The canon points instead to something broader:
an extractive realm drawing in both food and people.
Why the Ending Matters So Much
One of the strongest confirmations comes only after Sauron falls.
When Aragorn becomes king, we are told that he released the slaves of Mordor and gave them all the lands about Lake Núrnen to be their own.
That is not a random act of mercy attached to a vague location. It reveals that the agricultural population of Nurn was substantial enough to be recognized, liberated, and settled in the very lands they had been forced to work.
In other words, the story does not merely hint that there may have been food somewhere in Mordor.
It circles back at the end and shows that this hidden region was real enough to survive the war as a human landscape.
That is a powerful detail.
It means the productive heart of Mordor was not Barad-dûr.
It was the enslaved labor that sustained Barad-dûr.
The Darker Meaning of the Answer
So how did Sauron feed the armies of Mordor?
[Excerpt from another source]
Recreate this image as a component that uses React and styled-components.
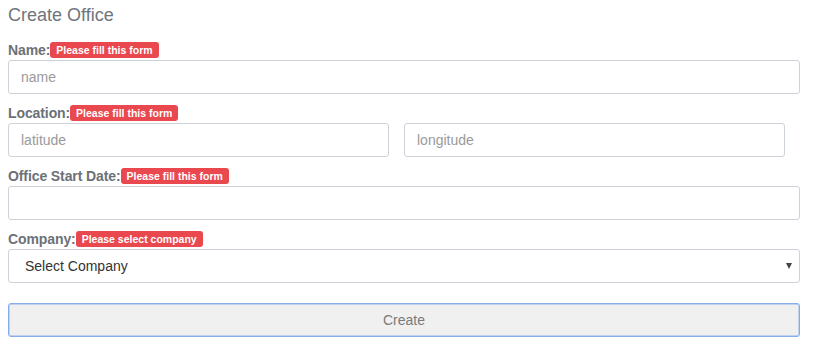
import React from "react";
import styled, { createGlobalStyle } from "styled-components";

const GlobalStyle = createGlobalStyle`
  body {
    margin: 0;
    background: #ffffff;
    font-family: "Liberation Sans", Arial, sans-serif;
  }
`;

const fields = [
  { label: "Name:", badge: "Please fill this form", placeholder: "name" },
];

function App() {
  return (
    <>
      <GlobalStyle />
      <Page>
        <Title>Create Office</Title>

        {fields.map((f) => (
          <Group key={f.label}>
            <LabelRow>
              <Label>{f.label}</Label>
              <Badge>{f.badge}</Badge>
            </LabelRow>
            <Input placeholder={f.placeholder} />
          </Group>
        ))}

        <Group>
          <LabelRow>
            <Label>Location:</Label>
            <Badge>Please fill this form</Badge>
          </LabelRow>
          <Pair>
            <Input placeholder="latitude" />
            <Input placeholder="longitude" />
          </Pair>
        </Group>

        <Group>
          <LabelRow>
            <Label>Office Start Date:</Label>
            <Badge>Please fill this form</Badge>
          </LabelRow>
          <Input />
        </Group>

        <Group>
          <LabelRow>
            <Label>Company:</Label>
            <Badge>Please select company</Badge>
          </LabelRow>
          <SelectWrap>
            <Select defaultValue="">
              <option value="">Select Company</option>
            </Select>
            <Caret />
          </SelectWrap>
        </Group>

        <SubmitButton type="button">Create</SubmitButton>
      </Page>
    </>
  );
}

export default App;

const Page = styled.div`
  width: 792px;
  padding: 4px 8px;
  display: flex;
  flex-direction: column;
`;

const Title = styled.h2`
  margin: 0 0 15px;
  font-size: 18px;
  line-height: 22px;
  font-weight: normal;
  color: #6f757c;
`;

const Group = styled.div`
  display: flex;
  flex-direction: column;
  margin-bottom: 10px;
`;

const LabelRow = styled.div`
  display: flex;
  align-items: center;
  height: 18px;
  margin-bottom: 1px;
`;

const Label = styled.span`
  font-size: 14px;
  font-weight: bold;
  color: #6c7177;
  margin-right: 0;
  letter-spacing: -0.1px;
`;

const Badge = styled.span`
  display: inline-block;
  height: 16px;
  line-height: 16px;
  padding: 0 6px;
  border-radius: 3px;
  background: #e9484e;
  color: #ffffff;
  font-size: 10.5px;
  font-weight: bold;
`;

const Input = styled.input`
  box-sizing: border-box;
  width: 100%;
  height: 34px;
  padding: 0 12px;
  border: 1px solid #cdd3d9;
  border-radius: 3px;
  font-family: "Liberation Sans", Arial, sans-serif;
  font-size: 14px;
  color: #333;
  outline: none;

  &::placeholder {
    color: #9a9a9a;
  }
`;

const Pair = styled.div`
  display: grid;
  grid-template-columns: 1fr 1fr;
  column-gap: 15px;
  padding-right: 15px;
`;

const SelectWrap = styled.div`
  position: relative;
`;

const Select = styled.select`
  box-sizing: border-box;
  width: 100%;
  height: 34px;
  padding: 0 16px;
  border: 1px solid #cdd3d9;
  border-radius: 3px;
  background: #ffffff;
  font-family: "Liberation Sans", Arial, sans-serif;
  font-size: 14px;
  color: #333;
  appearance: none;
  outline: none;
`;

const Caret = styled.span`
  position: absolute;
  right: 8px;
  top: 14px;
  width: 0;
  height: 0;
  border-left: 3.5px solid transparent;
  border-right: 3.5px solid transparent;
  border-top: 6px solid #444;
`;

const SubmitButton = styled.button`
  margin-top: 10px;
  width: 100%;
  height: 34px;
  border: 1px solid #86aee6;
  box-shadow: inset 0 0 0 1px rgba(134, 174, 230, 0.45);
  border-radius: 3px;
  background: #f0f0f0;
  color: #7a7a7a;
  font-family: "Liberation Sans", Arial, sans-serif;
  font-size: 14px;
`;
Mainly, so far as the texts directly indicate, by enslaving people to work the fields of Nurn and by drawing goods inward along the roads from tributary lands.
That answer is practical.
But it is also moral.
The frightening thing about Mordor is not only that it destroys. It is that it organizes. It turns land into production, roads into channels of extraction, and living people into tools for sustaining war.
The north of Mordor is where terror is seen.
The south is where terror is made durable.
And that may be the most unsettling part of all.
Because once you notice the fields of Núrnen, Mordor stops being a fantasy wasteland that somehow runs by dark magic alone.
It becomes something colder, more plausible, and more disturbing:
a kingdom of conquest fed by forced labor, transport, and the quiet machinery behind visible evil.